Gordon T. Taylor, Ph.D., Professor in Marine Microbiology. Dr. Taylor’s expertise includes: microbial involvement in biogeochemical cycles, food web relationships among microorganisms (bacteria, protozoans, algae and viruses), microbial biofouling, nuisance blooms, such as Brown Tide and ecology of oxygen-depleted marine systems. His current research focuses on microbiological and chemical exchange processes across boundaries, novel microbial metabolisms and the microbial ecology of organic debris during transport from sites of production. His research sheds light on responses of the oceans’ carbon cycle and ecosystem function to oxygen stress and global climate change.
Specific areas of interest: Biological oceanography.
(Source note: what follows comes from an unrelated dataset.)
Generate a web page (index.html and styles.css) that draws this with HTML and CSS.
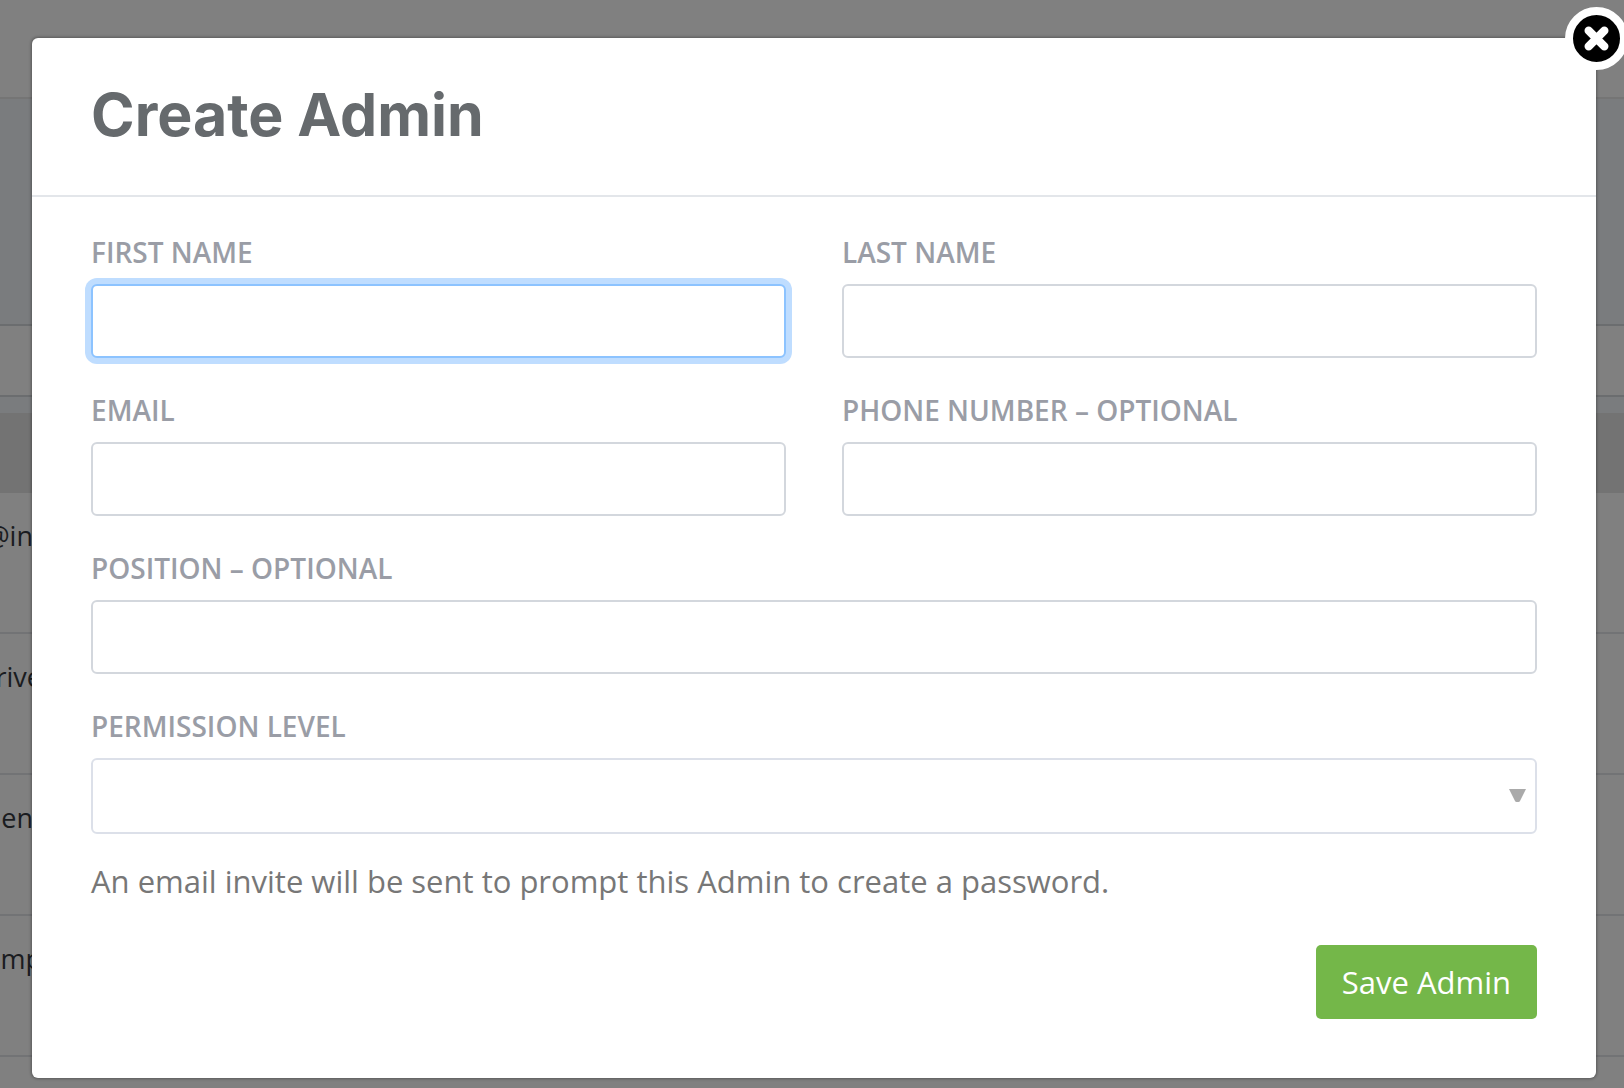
FILE: index.html
```html
<!DOCTYPE html>
<html lang="en">
<head>
<meta charset="utf-8">
<title>Create Admin</title>
<link rel="stylesheet" href="styles.css">
</head>
<body>
<div class="page" aria-hidden="true">
  <div class="topbar"></div>
  <div class="banner"></div>
  <div class="toolbar"></div>
  <div class="table-head"></div>
  <div class="row"><span class="cell cell-short">@in</span></div>
  <div class="row"><span class="cell">rive</span></div>
  <div class="row"><span class="cell cell-short">en</span></div>
  <div class="row"><span class="cell">mp</span></div>
  <div class="row"></div>
</div>
<div class="overlay">
  <section class="modal" role="dialog" aria-modal="true" aria-labelledby="title">
    <button class="close" type="button" aria-label="Close">
      <svg viewBox="0 0 48 48" aria-hidden="true"><path d="M16 16L32 32M32 16L16 32" stroke="#fff" stroke-width="8.500" stroke-linecap="round"/></svg>
    </button>
    <header class="modal-header"><h1 class="title" id="title">Create Admin</h1></header>
    <form class="form">
      <div class="fields">
        <div class="field">
          <label for="first">FIRST NAME</label>
          <input class="control focused" id="first" type="text">
        </div>
        <div class="field">
          <label for="last">LAST NAME</label>
          <input class="control" id="last" type="text">
        </div>
        <div class="field">
          <label for="email">EMAIL</label>
          <input class="control" id="email" type="email">
        </div>
        <div class="field">
          <label for="phone">PHONE NUMBER – OPTIONAL</label>
          <input class="control" id="phone" type="tel">
        </div>
        <div class="field wide">
          <label for="position">POSITION – OPTIONAL</label>
          <input class="control" id="position" type="text">
        </div>
        <div class="field wide">
          <label for="level">PERMISSION LEVEL</label>
          <div class="select-wrap">
            <select class="control select" id="level"><option value=""></option></select>
            <svg class="arrow" viewBox="0 0 17 13" aria-hidden="true"><path d="M0 0H17L11 12Q10.500 13 9.500 13H7.500Q6.500 13 6 12Z" fill="#aaa"/></svg>
          </div>
        </div>
      </div>
      <p class="help">An email invite will be sent to prompt this Admin to create a password.</p>
      <div class="actions"><button class="save" type="submit">Save Admin</button></div>
    </form>
  </section>
</div>
</body>
</html>
```
FILE: styles.css
```css
* { box-sizing: border-box; }

body {
  margin: 0;
  min-height: 100vh;
  position: relative;
  overflow: hidden;
  background: #808080;
  font-family: "Open Sans", "Noto Sans", sans-serif;
}

/* Dimmed page behind the dialog */
.page {
  position: absolute;
  inset: 0;
  overflow: hidden;
}
.topbar { height: 99px; border-bottom: 2px solid #757575; }
.banner { height: 227px; background: #7a7c7e; border-bottom: 2px solid #6b6d6f; }
.toolbar { height: 71px; border-bottom: 2px solid #6b6d6f; }
.table-head {
  height: 96px;
  background: #737373;
  border-top: 16px solid #7a7c7e;
}
.row {
  height: 141px;
  padding-top: 25px;
  border-bottom: 2px solid #727375;
}
.cell {
  display: flex;
  justify-content: flex-end;
  width: 42px;
  font-size: 27px;
  line-height: 36px;
  color: #1a1c20;
}
.cell-short { width: 33px; }

.overlay {
  position: relative;
  padding: 38px 28px 8px 32px;
  overflow: hidden;
}
.modal {
  position: relative;
  background: #fff;
  border-radius: 6px;
  box-shadow: 0 0 3px 1px rgba(0, 0, 0, 0.3);
}
.close {
  position: absolute;
  top: -31px;
  right: -32px;
  width: 63px;
  height: 63px;
  padding: 0;
  border: 8px solid #fff;
  border-radius: 50%;
  background: #000;
}
.close svg { display: block; }

.modal-header {
  padding: 41px 59px 44px;
  border-bottom: 2px solid #e3e6ea;
}
.title {
  margin: 0;
  font-family: Inter, sans-serif;
  font-size: 59px;
  line-height: 72px;
  font-weight: 700;
  color: #666a6d;
}

.form { padding: 36px 59px 59px; }
.fields {
  display: grid;
  grid-template-columns: 1fr 1fr;
  gap: 33px 56px;
}
.field {
  display: flex;
  flex-direction: column;
  gap: 13px;
}
.wide { grid-column: 1 / -1; }
.field label {
  font-size: 28px;
  line-height: 38px;
  font-weight: 600;
  color: #9a9da6;
}
.control {
  width: 100%;
  height: 74px;
  padding: 0 16px;
  border: 2px solid #d3d7dd;
  border-radius: 6px;
  background: #fff;
  font: inherit;
  font-size: 31px;
  color: #666a6d;
  outline: none;
}
.focused {
  border-color: #8cc3ff;
  box-shadow: 0 0 0 6px #bfddff;
}
.select-wrap { position: relative; }
.select {
  display: block;
  height: 76px;
  border-color: #dce0e9;
  appearance: none;
}
.arrow {
  position: absolute;
  top: 31px;
  right: 11px;
  width: 17px;
  height: 13px;
  pointer-events: none;
}
.help {
  margin: 27px 0 44px;
  font-size: 31px;
  line-height: 40px;
  color: #777;
}
.actions {
  display: flex;
  justify-content: flex-end;
}
.save {
  height: 74px;
  padding: 0 26px;
  border: 0;
  border-radius: 5px;
  background: #74b749;
  font: inherit;
  font-size: 31px;
  line-height: 40px;
  color: #fff;
}
```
Microbial ecology. Marine pathogens (bacteria and viruses). Global carbon cycle. Hypoxia. Anoxia. Ocean deoxygenation.
Robert L. Swanson, Ph.D., Adjunct Professor in Physical Oceanography. Dr. Swanson is a physical and coastal oceanographer who focuses on marine pollution and solid waste issues. He is Director of the Waste Reduction and Management Institute, and Associate Dean of the School of Marine and Atmospheric Sciences. While maintaining a research program on the above topics, he also is active in using science to influence public policy.
Specific areas of expertise: Physical and coastal oceanography. Marine pollution. Marine policy, ocean policy, and solid waste issues.